After having worked with the TMC and the DMK in 2022, Kishor announced that he was quitting the consulting space for good - presumably wanting to leave on a high. Rumours of him joining the Congress as its national strategist were also abound in the political circles at the time.

Subsequently, it was learnt that the arrangement had fallen through and that I-PAC would be leading TMC’s charge in Goa and other states - presumably to transform Mamata Banerjee into a national figure and a contender for Prime Minister-ship.

This was also the time that Kishor went to town claiming that BJP had become the dominant force in national politics and also, more importantly, that the Congress (and its current leadership) do not have the capability to surmount a challenge by themselves and should consider playing a supporting role to rising regional players like his then-client, Mamata Banerjee.

All of this changed during the course of the TMC’s buffoonish campaign in Goa - one which probably accomplished nothing other than an outflow from the TMC’s coffers. Then, TMC and I-PAC were also involved in a fairly public spat post which the professional relationship between both entities is said to have been on rocks.

Kishor, as he had done with the JD(U), Shiv Sena, DMK etc earlier, is said to have moved on quickly to other clients in Andhra Pradesh and Telangana.

It is in such a scenario that Kishor’s claims post the results of five states last week have raised eyebrows in political circles. Kishor, first with a tweet and then in a laborious interview on a leading TV channel, reneged on his earlier stance and declared that:


  • The Congress is the party which is best placed to mount a challenge to the BJP; and most importantly,

  • That taking on the BJP in 2024 will require two years of narrative build.

  • Those political watchers who may want to read the tea leaves in Kishor’s statements would be advised to first consider the following:

    • Kishor’s image as a political strategist has been one which has been carefully built over the years by strategic picking of winning horses and clever media plugs. What remains under the cover is the fact that most of the campaigns won by I-PAC have been ones where their clients have been in the driver's seat even before Kishor’s entry. And that I-PAC has had a tendency to take credit for these wins in the media and subsequently, fray relationships across the client organisation.

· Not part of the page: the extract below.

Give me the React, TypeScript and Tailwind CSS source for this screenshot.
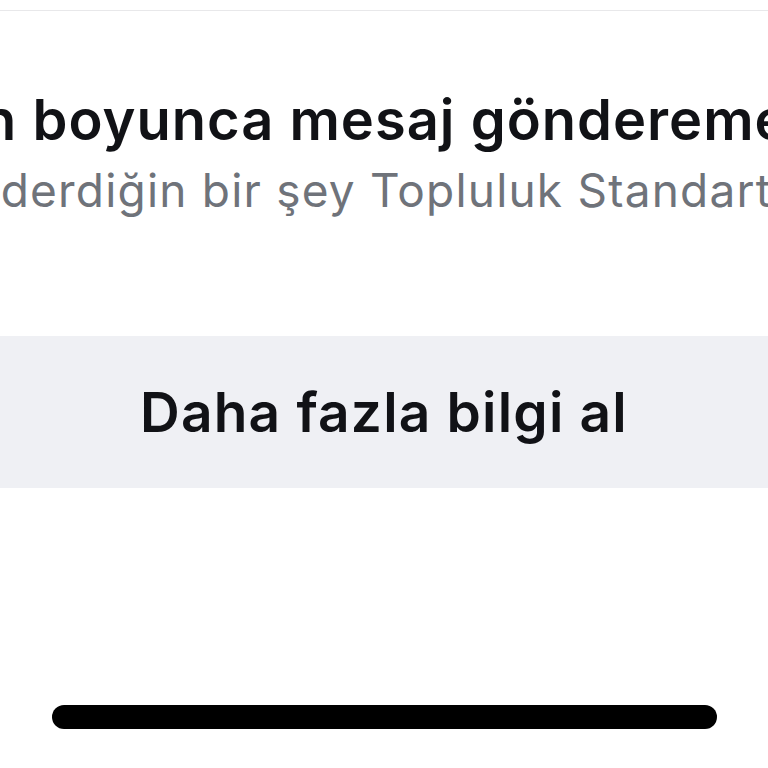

  • None of I-PAC’s current clients have the capability to take the BJP on nationally. And giving into the narrative that a BJP win in 2024 is very likely will only result in opposition parties going on the defensive and as a consequence, seeing little use in employing organizations like I-PAC in a lost cause - the funds could rather be saved for future use under more favourable conditions.

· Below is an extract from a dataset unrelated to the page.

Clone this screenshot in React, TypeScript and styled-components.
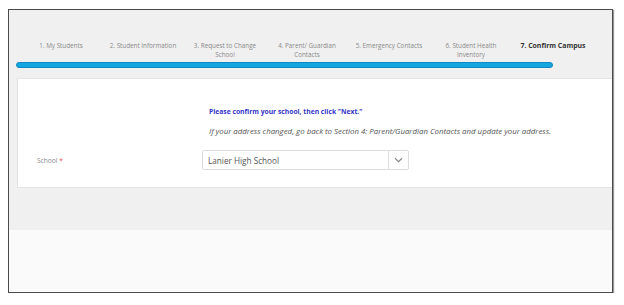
import React from 'react';
import styled, { createGlobalStyle } from 'styled-components';

const steps = [
  ['1. My Students'],
  ['2. Student Information'],
  ['3. Request to Change', 'School'],
  ['4. Parent/ Guardian', 'Contacts'],
  ['5. Emergency Contacts'],
  ['6. Student Health', 'Inventory'],
  ['7. Confirm Campus'],
];

const GlobalStyle = createGlobalStyle`
  html, body {
    margin: 0;
    padding: 0;
    background: #ffffff;
    font-family: "Open Sans", "Liberation Sans", sans-serif;
  }
`;

const App: React.FC = () => {
  return (
    <>
      <GlobalStyle />
      <Frame>
        <Header>
          <Steps>
            {steps.map((lines, i) => (
              <Step key={i} $active={i === steps.length - 1}>
                {lines.map(l => (
                  <div key={l}>{l}</div>
                ))}
              </Step>
            ))}
          </Steps>
          <ProgressBar />
        </Header>
        <Card>
          <Message>
            <Notice>Please confirm your school, then click "Next."</Notice>
            <Hint>
              If your address changed, go back to Section 4: Parent/Guardian Contacts and update your address.
            </Hint>
          </Message>
          <FieldRow>
            <Label>
              School <Required>*</Required>
            </Label>
            <Select>
              <SelectValue>Lanier High School</SelectValue>
              <SelectToggle>
                <svg width="9" height="6" viewBox="0 0 9 6" fill="none">
                  <path d="M1 1.2L4.5 4.6L8 1.2" stroke="#8a8a8a" strokeWidth="1.2" />
                </svg>
              </SelectToggle>
            </Select>
          </FieldRow>
        </Card>
        <GrayBand />
        <Footer />
      </Frame>
    </>
  );
};

export default App;

const Frame = styled.div`
  margin: 9px 11px 0 8px;
  height: 282px;
  border: 1px solid #4a4a4a;
  box-shadow: 1px 1px 1px #9a9a9a;
  background: #f0f0f0;
  display: flex;
  flex-direction: column;
  overflow: hidden;
`;

const Header = styled.div`
  padding: 31px 0 0 7px;
  height: 37px;
`;

const Steps = styled.div`
  display: grid;
  grid-template-columns: repeat(7, 82px);
  padding-left: 4px;
  height: 21px;
`;

const Step = styled.div<{ $active?: boolean }>`
  text-align: center;
  font-size: ${p => (p.$active ? '6.9px' : '6.3px')};
  line-height: 9px;
  color: ${p => (p.$active ? '#333333' : '#8a8a8a')};
  font-weight: ${p => (p.$active ? 700 : 400)};
`;

const ProgressBar = styled.div`
  width: 535px;
  height: 4px;
  background: #14a6e0;
  border: 1px solid #1488c0;
  border-radius: 3px;
`;

const Card = styled.div`
  margin-left: 8px;
  height: 108px;
  background: #ffffff;
  border: 1px solid #e4e4e4;
  border-right: none;
  display: flex;
  flex-direction: column;
`;

const Message = styled.div`
  padding: 28px 0 0 191px;
  display: flex;
  flex-direction: column;
  gap: 11px;
`;

const Notice = styled.div`
  font-size: 6.75px;
  line-height: 9px;
  font-weight: 700;
  color: #3434c8;
`;

const Hint = styled.div`
  font-size: 7.85px;
  line-height: 9px;
  font-style: italic;
  color: #555555;
  white-space: nowrap;
`;

const FieldRow = styled.div`
  display: flex;
  align-items: center;
  padding: 14px 0 0 19px;
`;

const Label = styled.div`
  width: 165px;
  font-size: 6.6px;
  color: #8a8a8a;
`;

const Required = styled.span`
  color: #e0505a;
`;

const Select = styled.div`
  width: 205px;
  height: 18px;
  border: 1px solid #dcdcdc;
  border-radius: 2px;
  display: flex;
  align-items: center;
`;

const SelectValue = styled.div`
  flex: 1;
  padding-left: 5px;
  font-size: 8.2px;
  color: #555555;
`;

const SelectToggle = styled.div`
  width: 19px;
  height: 100%;
  border-left: 1px solid #dcdcdc;
  display: flex;
  align-items: center;
  justify-content: center;
`;

const GrayBand = styled.div`
  height: 42px;
  background: #f0f0f0;
`;

const Footer = styled.div`
  flex: 1;
  background: #fafafa;
`;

  • Kishor, said to nurse political ambitions of his own, clearly sees his own future linked to existence of a viable national alternative formation to the BJP and his failure in getting Mamata to occupy that space has perhaps forced him to reconsider his relationship with the Congress.

  • Here is also where his suggestion on the building of a two-year narrative comes into the picture. To illustrate his point, he chastised Akhilesh Yadav for being active only during the last two months of his campaign while holding up the example of his work with Banerjee as a contrast. The fact that the national elections are two years away cannot be coincidence.

    Perhaps sensing the opposition’s weak stomach for a fight, Kishor’s main plea seems to have been for opposition parties to keep the fight going nationally along with a message to the Congress signifying that his earlier stance has changed and, given time, he sees himself as the man to design the Congress-led opposition’s charge against the BJP.